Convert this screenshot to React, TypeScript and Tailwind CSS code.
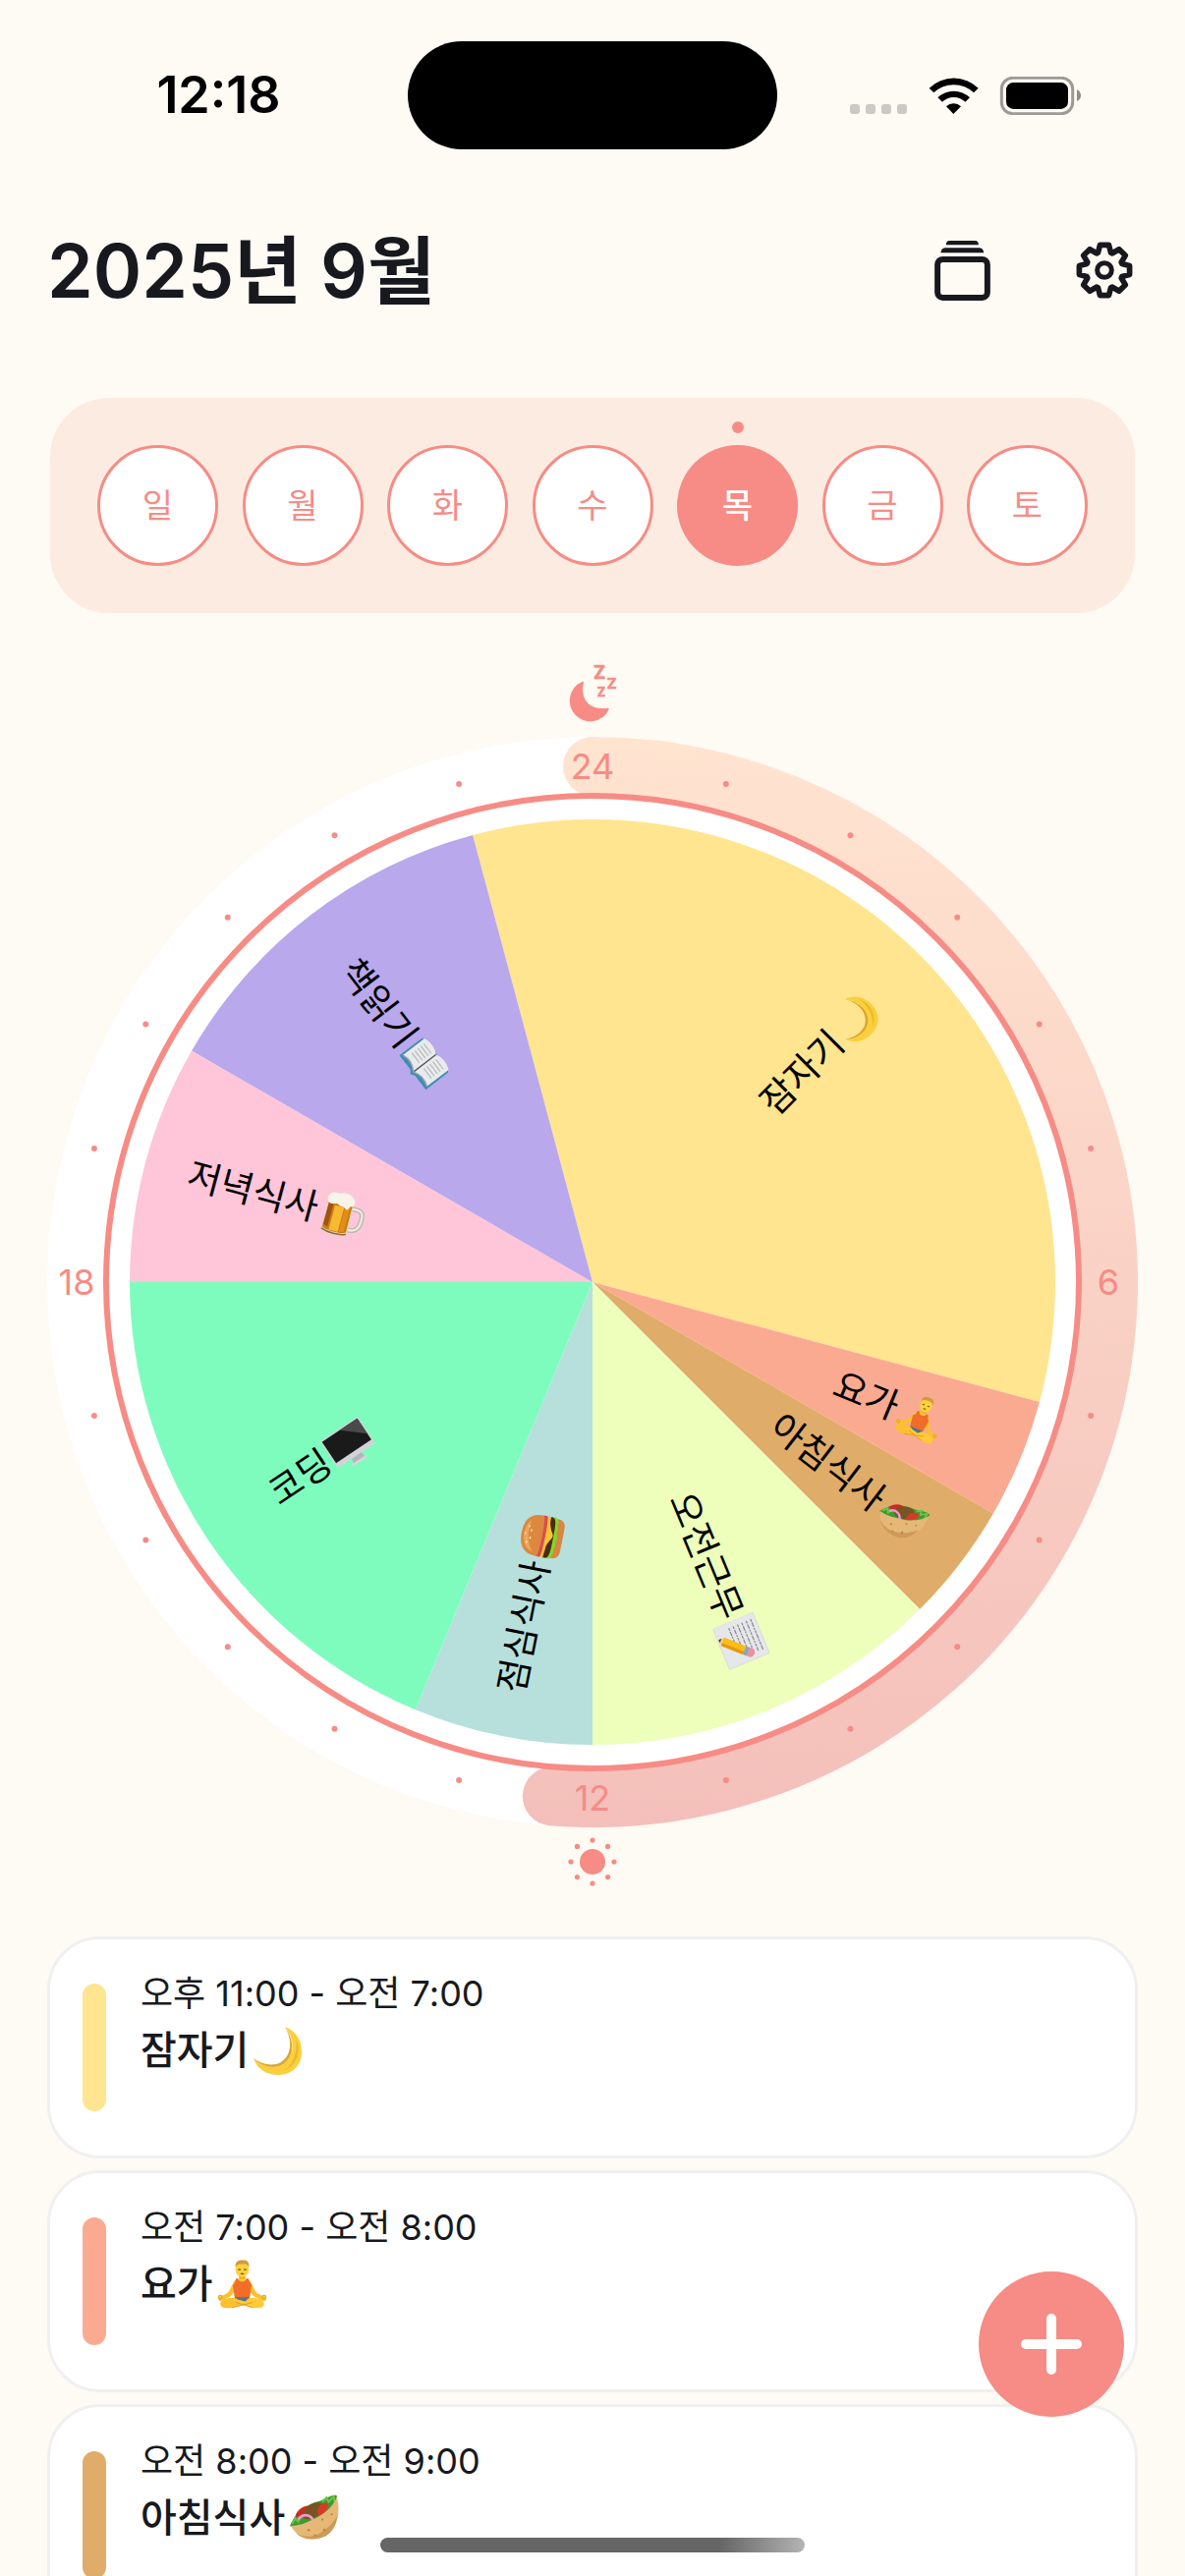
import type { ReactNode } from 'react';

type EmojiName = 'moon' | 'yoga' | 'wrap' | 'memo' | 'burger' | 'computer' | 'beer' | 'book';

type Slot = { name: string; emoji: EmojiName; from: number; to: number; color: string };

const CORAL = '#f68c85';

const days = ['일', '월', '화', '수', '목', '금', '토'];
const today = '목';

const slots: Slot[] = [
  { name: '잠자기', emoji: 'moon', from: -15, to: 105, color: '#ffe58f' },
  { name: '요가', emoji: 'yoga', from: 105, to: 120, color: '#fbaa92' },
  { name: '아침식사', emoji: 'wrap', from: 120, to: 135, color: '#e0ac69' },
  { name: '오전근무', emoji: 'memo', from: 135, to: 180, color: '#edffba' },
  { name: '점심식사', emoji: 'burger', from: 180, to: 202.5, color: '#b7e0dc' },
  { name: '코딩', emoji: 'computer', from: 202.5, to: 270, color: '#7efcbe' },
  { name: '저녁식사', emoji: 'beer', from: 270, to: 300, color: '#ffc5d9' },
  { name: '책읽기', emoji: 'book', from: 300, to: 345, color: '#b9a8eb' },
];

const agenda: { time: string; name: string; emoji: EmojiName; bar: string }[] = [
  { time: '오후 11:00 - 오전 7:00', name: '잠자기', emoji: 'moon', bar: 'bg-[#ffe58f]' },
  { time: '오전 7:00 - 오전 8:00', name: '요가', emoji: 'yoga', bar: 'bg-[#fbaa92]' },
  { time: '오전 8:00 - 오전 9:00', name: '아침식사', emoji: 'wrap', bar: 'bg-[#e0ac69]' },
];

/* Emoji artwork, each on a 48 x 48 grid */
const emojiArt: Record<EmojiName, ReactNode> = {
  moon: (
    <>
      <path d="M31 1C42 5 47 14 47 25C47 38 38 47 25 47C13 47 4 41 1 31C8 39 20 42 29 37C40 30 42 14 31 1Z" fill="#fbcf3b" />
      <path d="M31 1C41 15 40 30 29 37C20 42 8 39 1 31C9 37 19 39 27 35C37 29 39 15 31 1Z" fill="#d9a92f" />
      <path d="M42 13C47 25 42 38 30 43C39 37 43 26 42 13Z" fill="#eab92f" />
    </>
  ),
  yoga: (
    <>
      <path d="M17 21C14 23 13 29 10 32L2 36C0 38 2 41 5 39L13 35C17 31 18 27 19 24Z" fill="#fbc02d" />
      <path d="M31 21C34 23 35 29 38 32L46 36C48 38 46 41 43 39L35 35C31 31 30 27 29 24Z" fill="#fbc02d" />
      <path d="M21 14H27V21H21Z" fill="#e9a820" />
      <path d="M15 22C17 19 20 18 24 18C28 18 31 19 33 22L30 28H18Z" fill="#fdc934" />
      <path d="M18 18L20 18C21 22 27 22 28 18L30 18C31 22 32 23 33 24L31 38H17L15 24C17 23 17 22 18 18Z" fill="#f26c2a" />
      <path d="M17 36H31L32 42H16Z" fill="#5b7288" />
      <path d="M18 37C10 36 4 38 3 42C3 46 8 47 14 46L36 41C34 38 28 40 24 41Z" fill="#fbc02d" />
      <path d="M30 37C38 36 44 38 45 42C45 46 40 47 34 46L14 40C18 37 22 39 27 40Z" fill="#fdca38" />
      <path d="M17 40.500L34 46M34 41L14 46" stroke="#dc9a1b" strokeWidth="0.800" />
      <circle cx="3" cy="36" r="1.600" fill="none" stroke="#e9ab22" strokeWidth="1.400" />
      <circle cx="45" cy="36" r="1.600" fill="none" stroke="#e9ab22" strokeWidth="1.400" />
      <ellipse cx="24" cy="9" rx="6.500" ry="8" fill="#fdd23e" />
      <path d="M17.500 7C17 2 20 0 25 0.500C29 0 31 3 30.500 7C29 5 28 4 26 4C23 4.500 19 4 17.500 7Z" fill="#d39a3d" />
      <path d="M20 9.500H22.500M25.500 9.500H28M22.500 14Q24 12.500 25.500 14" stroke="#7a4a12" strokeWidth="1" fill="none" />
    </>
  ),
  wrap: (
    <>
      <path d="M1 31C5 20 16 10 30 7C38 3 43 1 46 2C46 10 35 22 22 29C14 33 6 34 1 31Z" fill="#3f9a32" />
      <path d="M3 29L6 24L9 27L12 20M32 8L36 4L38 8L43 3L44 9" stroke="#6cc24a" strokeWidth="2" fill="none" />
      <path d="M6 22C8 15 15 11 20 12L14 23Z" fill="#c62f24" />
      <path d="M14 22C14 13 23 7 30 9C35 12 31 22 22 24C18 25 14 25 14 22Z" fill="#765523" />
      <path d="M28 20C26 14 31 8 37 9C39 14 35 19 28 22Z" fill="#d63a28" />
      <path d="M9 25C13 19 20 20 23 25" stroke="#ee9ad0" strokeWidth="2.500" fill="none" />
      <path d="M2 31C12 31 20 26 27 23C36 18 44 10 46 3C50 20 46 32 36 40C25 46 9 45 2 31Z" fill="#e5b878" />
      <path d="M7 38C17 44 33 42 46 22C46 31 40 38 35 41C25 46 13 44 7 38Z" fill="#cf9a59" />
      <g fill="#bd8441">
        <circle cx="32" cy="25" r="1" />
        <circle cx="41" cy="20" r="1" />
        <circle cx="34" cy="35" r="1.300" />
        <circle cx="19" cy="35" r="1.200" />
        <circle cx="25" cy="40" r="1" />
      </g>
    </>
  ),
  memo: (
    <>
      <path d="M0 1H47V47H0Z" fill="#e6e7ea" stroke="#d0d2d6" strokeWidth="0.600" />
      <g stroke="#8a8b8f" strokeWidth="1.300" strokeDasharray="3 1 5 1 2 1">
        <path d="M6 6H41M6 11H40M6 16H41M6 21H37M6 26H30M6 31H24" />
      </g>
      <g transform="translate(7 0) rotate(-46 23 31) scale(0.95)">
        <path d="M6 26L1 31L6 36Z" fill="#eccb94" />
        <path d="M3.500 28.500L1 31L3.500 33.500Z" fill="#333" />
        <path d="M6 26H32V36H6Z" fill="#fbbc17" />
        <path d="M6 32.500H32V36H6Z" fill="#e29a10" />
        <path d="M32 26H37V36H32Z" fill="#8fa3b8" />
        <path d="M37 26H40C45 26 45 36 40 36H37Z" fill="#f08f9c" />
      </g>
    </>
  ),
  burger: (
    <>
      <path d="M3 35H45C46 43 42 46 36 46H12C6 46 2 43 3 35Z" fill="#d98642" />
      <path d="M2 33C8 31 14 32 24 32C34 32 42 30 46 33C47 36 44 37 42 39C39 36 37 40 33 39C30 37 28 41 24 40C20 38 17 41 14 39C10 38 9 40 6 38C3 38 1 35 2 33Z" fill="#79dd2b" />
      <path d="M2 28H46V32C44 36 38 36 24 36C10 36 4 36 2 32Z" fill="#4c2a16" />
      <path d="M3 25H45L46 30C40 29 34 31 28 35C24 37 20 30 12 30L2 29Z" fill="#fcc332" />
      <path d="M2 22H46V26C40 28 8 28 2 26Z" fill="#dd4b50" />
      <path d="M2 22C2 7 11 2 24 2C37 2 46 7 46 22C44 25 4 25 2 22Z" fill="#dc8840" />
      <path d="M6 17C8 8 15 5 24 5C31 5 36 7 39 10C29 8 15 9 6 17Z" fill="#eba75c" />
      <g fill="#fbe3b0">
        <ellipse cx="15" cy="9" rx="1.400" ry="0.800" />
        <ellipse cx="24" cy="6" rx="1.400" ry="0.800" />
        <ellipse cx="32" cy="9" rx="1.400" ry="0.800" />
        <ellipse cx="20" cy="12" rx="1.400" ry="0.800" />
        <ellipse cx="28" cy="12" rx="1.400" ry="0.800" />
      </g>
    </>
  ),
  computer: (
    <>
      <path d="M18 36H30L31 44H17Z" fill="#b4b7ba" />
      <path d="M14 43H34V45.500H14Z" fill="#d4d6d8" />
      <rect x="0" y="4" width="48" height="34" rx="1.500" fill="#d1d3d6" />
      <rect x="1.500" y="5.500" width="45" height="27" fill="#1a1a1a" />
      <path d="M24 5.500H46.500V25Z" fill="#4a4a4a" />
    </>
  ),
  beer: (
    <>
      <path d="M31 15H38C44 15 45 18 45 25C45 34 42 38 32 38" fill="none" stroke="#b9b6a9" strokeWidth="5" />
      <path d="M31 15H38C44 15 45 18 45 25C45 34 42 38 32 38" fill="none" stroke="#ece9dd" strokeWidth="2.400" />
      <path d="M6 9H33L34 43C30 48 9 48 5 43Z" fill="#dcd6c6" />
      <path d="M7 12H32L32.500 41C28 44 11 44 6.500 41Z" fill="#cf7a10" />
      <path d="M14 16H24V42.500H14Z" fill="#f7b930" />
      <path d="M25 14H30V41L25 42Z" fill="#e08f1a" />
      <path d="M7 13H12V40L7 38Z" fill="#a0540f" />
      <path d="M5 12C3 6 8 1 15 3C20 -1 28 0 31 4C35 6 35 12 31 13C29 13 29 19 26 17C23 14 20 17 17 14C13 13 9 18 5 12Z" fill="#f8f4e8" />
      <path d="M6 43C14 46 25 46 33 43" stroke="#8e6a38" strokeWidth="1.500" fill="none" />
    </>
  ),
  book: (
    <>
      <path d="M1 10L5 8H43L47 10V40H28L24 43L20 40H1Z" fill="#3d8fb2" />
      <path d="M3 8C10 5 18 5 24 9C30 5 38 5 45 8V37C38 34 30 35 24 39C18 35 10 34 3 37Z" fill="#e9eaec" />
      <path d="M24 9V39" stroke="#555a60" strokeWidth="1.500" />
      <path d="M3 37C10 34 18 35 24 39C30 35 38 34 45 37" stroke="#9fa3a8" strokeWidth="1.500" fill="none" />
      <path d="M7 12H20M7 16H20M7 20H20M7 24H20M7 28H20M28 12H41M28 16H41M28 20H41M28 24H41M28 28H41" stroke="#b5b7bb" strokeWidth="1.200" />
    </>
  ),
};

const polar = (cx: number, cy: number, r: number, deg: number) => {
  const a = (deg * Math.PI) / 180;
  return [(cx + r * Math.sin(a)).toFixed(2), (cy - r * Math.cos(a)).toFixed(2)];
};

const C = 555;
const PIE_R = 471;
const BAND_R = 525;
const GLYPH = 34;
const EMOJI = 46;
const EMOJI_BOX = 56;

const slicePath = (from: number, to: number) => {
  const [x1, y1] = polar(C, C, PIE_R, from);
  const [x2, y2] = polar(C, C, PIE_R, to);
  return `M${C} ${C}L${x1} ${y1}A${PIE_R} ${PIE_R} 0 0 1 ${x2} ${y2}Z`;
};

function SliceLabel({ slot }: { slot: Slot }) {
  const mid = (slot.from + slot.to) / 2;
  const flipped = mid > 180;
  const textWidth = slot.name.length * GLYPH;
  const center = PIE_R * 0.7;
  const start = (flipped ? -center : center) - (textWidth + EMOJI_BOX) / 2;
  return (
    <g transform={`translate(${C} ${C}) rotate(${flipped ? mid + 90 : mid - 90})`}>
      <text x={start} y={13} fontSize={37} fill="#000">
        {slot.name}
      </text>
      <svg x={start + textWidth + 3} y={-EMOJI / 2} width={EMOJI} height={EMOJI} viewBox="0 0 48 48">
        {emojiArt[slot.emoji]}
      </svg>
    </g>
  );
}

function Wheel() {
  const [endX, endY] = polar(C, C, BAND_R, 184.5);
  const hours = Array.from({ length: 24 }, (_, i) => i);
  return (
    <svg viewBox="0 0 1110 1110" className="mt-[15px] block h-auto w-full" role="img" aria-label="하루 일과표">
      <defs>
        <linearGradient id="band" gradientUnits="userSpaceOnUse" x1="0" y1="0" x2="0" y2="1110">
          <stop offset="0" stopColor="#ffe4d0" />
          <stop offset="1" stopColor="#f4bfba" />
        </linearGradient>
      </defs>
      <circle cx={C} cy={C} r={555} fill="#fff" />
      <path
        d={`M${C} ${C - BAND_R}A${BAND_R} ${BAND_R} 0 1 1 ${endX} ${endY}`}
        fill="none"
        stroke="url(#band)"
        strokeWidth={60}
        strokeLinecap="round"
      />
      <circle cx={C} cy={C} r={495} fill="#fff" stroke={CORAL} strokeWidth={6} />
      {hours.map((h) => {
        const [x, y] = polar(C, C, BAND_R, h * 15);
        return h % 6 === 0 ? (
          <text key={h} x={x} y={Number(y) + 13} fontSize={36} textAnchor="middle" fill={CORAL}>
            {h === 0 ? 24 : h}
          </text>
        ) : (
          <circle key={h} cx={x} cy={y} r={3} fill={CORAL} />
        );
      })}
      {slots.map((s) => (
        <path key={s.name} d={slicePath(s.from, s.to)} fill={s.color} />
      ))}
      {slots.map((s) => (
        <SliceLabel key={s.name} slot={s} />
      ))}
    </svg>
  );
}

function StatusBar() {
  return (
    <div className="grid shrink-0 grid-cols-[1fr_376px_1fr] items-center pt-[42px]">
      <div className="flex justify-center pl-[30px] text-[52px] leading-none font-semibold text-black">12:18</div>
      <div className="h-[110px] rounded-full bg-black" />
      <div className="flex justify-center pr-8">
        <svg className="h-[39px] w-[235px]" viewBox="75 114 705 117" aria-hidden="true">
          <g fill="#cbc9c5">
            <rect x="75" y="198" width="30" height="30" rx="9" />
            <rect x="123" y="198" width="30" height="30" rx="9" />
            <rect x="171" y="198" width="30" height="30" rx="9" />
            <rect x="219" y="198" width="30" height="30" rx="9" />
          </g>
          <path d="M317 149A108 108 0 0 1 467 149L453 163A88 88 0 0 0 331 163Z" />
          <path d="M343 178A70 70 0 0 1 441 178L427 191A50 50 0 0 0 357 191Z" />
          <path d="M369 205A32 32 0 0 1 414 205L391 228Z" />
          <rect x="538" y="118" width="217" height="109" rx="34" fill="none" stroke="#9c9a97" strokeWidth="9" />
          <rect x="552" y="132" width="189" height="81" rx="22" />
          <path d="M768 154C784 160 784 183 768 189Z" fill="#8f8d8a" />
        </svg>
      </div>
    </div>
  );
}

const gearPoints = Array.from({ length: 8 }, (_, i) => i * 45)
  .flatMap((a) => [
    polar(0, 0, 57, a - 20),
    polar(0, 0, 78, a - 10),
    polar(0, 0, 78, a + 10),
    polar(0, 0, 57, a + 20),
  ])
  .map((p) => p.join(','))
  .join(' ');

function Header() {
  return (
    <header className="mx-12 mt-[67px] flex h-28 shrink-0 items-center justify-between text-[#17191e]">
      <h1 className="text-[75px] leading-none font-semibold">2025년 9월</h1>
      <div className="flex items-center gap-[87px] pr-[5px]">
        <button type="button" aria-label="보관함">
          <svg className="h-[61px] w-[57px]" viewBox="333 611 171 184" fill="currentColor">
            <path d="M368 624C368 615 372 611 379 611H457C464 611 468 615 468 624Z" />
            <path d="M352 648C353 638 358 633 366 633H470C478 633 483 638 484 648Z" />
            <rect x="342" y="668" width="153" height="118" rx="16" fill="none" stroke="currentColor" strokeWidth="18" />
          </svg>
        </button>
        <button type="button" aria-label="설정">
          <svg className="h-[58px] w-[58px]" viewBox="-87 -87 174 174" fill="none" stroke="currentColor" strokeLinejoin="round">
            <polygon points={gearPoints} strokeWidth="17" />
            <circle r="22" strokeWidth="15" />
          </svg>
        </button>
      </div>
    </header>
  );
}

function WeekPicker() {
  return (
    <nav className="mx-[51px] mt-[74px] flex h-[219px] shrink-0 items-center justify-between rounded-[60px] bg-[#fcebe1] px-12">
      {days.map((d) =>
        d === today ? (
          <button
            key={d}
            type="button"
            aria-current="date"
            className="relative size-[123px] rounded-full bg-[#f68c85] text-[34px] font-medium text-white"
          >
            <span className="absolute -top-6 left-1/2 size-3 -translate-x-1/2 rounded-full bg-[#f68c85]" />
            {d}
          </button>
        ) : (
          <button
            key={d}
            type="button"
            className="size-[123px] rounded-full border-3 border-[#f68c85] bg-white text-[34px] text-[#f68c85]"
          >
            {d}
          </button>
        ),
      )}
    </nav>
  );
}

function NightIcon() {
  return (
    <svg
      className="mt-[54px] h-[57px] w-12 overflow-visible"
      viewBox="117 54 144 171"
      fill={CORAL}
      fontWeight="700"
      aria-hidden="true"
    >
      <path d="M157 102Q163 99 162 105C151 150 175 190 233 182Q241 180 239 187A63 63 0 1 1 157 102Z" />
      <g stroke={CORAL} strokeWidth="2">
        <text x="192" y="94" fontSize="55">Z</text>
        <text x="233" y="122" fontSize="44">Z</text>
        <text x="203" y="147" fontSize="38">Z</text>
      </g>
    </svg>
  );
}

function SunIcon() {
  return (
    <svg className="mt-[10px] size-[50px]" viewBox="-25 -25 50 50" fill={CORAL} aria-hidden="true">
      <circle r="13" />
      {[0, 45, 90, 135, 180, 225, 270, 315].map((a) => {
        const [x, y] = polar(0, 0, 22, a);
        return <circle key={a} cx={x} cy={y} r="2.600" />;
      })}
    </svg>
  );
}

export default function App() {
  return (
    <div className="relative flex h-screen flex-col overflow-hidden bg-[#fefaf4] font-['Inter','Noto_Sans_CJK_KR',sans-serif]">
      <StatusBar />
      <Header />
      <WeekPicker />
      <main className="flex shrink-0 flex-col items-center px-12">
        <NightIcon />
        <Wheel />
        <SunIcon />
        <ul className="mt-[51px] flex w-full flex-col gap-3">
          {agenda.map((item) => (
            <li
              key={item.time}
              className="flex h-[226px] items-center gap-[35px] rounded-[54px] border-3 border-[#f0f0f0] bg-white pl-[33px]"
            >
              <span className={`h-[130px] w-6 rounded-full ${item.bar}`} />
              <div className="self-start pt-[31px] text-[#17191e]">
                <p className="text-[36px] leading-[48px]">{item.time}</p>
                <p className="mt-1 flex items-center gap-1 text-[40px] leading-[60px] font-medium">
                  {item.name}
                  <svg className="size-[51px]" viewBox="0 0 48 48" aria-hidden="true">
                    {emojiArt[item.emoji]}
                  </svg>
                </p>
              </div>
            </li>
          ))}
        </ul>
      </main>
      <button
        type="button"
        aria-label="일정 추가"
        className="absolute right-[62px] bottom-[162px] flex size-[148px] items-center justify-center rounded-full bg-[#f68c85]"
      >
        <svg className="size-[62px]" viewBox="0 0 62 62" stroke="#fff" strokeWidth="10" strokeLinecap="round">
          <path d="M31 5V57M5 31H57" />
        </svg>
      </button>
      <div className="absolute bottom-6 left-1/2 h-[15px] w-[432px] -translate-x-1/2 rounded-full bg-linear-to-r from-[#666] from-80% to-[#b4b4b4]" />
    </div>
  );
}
================================
**Requirements:**
Without any pictures, reproduce the lines from the first one in the material through the line that has "const today = '목';", exactly as they appear.

**Exercise result:**
Convert this screenshot to React, TypeScript and Tailwind CSS code.
import type { ReactNode } from 'react';

type EmojiName = 'moon' | 'yoga' | 'wrap' | 'memo' | 'burger' | 'computer' | 'beer' | 'book';

type Slot = { name: string; emoji: EmojiName; from: number; to: number; color: string };

const CORAL = '#f68c85';

const days = ['일', '월', '화', '수', '목', '금', '토'];
const today = '목';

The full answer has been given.